With the frame completely assembled, glue the thing together. I would use regular wood glue. You could also use contact cement, but be careful. Pile some books on it and let it sit over night. Sand the edges and you have your door. :)
paganwonder8 years ago
Get a pre-hung 36" door and modify opening that it fits in. This is by far the easiest, least specialized skills/tools method. Probably the cheapest in the end as well.
You can buy a hollow core door slightly bigger than what you need and cut it down to size. For this, you need a table saw with a smooth-cutting fine-toothed blade. You should have at least 1 1/2" on each side of the door to play with, before cutting away the pre-made supports or cutting into the design. If it's a flat door, you can cut as much off as you need, and then replace the wooden support with a fresh piece of wood that has been planed-to-thickness. If I were building a door, I wouldn't waste time and money building a hollow-core door, I'd build a solid door out of some nice pine or cedar board (or ordinary 2x6's if I wanted it painted).
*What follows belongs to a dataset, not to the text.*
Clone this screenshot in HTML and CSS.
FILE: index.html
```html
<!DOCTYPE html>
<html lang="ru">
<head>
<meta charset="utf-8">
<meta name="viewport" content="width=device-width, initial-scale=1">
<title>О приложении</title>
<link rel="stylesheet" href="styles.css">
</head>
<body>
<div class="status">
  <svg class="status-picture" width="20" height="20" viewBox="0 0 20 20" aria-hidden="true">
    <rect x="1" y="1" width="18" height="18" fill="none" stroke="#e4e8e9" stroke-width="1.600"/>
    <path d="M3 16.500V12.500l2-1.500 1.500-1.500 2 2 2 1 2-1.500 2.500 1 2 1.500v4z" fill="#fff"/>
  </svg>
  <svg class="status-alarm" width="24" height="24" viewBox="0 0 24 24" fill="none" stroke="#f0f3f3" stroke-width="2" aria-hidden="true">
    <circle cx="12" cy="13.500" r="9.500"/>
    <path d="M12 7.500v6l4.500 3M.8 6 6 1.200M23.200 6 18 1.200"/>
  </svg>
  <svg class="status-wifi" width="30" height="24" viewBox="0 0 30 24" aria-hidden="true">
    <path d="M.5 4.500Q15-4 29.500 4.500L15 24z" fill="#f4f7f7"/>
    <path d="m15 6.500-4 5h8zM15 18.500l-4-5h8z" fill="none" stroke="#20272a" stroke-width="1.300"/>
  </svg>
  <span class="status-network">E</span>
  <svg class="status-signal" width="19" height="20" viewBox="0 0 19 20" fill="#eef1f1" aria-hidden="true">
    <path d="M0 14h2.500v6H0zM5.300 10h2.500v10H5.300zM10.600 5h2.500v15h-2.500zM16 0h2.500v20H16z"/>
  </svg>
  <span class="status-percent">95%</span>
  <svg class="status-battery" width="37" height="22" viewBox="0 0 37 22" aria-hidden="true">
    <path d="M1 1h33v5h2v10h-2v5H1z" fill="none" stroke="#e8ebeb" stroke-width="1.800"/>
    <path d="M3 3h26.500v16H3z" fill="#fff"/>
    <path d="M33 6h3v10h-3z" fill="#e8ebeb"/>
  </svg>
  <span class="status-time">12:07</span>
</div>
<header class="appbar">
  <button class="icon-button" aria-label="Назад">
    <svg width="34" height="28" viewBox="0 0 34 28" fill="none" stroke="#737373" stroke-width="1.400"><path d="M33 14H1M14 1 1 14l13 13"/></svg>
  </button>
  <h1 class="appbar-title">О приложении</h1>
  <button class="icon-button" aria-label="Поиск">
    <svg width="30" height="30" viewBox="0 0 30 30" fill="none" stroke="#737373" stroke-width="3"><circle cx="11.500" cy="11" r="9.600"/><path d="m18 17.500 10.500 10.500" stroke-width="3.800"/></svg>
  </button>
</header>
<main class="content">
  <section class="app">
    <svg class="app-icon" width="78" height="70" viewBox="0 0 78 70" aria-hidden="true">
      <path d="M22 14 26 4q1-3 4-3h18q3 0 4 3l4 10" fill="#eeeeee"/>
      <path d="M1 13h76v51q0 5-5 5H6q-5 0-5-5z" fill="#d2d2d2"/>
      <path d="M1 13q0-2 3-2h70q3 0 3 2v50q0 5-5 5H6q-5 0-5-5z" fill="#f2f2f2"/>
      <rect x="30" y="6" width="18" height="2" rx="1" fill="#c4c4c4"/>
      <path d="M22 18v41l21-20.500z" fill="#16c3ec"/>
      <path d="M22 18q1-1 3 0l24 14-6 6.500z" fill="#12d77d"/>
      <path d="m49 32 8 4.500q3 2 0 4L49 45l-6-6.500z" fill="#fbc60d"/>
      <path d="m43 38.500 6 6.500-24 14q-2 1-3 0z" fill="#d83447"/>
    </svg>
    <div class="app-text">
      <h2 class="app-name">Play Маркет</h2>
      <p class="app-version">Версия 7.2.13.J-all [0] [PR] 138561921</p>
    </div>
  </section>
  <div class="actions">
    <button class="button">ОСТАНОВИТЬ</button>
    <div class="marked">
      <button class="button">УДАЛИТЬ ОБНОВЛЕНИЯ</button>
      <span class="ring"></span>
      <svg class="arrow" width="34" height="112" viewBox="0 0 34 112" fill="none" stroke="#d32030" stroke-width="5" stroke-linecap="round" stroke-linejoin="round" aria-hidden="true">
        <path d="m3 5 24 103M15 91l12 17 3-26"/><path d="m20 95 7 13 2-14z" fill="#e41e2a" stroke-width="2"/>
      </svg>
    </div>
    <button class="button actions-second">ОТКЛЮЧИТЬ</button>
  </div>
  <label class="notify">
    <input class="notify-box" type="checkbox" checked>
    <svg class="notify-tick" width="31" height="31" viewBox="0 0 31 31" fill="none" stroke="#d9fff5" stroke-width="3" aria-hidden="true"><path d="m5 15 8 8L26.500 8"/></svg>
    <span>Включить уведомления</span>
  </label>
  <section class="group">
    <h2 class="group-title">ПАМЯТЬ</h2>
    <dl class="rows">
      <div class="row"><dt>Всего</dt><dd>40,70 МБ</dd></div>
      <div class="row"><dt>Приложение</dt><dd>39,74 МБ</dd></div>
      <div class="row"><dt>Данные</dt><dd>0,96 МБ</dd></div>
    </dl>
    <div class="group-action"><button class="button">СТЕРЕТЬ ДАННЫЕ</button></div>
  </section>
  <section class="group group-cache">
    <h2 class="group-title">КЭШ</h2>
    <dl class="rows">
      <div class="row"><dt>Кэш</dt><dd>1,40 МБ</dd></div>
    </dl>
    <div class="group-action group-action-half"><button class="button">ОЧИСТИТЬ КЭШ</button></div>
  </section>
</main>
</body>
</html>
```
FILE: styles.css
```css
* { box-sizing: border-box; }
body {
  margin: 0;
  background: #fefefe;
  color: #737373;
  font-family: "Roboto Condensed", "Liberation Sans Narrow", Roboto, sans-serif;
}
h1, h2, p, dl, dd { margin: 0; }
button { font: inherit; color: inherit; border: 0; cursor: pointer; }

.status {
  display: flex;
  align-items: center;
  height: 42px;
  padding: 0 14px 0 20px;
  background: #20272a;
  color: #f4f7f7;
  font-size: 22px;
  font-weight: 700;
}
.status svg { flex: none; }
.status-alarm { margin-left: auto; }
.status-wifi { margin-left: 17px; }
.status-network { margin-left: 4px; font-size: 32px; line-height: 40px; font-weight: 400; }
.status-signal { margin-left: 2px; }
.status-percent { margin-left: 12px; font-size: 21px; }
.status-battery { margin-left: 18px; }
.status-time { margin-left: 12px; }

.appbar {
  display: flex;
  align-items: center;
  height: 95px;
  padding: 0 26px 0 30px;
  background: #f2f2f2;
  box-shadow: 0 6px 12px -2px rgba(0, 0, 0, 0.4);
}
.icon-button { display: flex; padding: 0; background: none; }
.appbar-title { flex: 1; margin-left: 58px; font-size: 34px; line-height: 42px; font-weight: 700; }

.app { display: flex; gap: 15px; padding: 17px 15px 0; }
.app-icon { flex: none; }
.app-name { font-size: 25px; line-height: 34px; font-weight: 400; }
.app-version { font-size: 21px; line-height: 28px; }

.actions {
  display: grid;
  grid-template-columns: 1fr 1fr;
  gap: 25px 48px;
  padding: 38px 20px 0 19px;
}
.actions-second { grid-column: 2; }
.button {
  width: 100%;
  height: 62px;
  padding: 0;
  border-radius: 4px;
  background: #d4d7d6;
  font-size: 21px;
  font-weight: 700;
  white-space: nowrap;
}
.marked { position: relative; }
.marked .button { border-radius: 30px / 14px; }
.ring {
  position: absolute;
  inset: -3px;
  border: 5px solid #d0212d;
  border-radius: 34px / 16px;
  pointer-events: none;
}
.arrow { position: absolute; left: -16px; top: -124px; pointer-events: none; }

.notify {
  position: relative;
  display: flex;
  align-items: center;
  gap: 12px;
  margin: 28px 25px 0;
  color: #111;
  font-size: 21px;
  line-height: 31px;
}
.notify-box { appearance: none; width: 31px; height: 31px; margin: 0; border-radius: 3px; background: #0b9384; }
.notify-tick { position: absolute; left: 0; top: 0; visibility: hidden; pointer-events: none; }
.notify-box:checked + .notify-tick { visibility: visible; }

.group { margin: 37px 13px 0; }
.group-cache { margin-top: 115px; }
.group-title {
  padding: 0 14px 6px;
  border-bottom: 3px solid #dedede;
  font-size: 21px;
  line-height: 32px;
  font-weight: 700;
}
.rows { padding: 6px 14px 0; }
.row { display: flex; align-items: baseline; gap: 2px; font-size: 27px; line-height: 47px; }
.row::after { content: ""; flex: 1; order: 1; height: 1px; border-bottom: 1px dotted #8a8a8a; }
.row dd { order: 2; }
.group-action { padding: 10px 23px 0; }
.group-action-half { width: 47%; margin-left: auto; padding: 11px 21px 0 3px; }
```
For that you need planks (planed to thickness), a biscuit joiner, some biscuits, some glue, and a bit of spare time. You cut your planks slightly longer than you need and join them side by side until you have the width you want. Afterwards, trim the ends and one or both sides to get the right size. If you happen to have a router as well, it'd be helpful to cut wide grooves in the door and inlay a couple of strips perpendicularly (for added strength).
Or, if you don't want to spend several hundred dollars on tools or on looking for an over sized door (anything non-standard will cost extra) you need to make a simple frame the size of the opening (or as much of the opening as you want covered) with an extra support across where the door knob is going to be. Then glue it to a thin sheet of plywood that's laying flat-probably on the floor. After the glue dries, cut the extra plywood off. You might want to look into screen door hardware for the door knob, and, since the door is just blocking the view, you don't have to put a second skin on it (back side). Framing the opening down to a standard size might be an option, as would using some sort of folding closet door.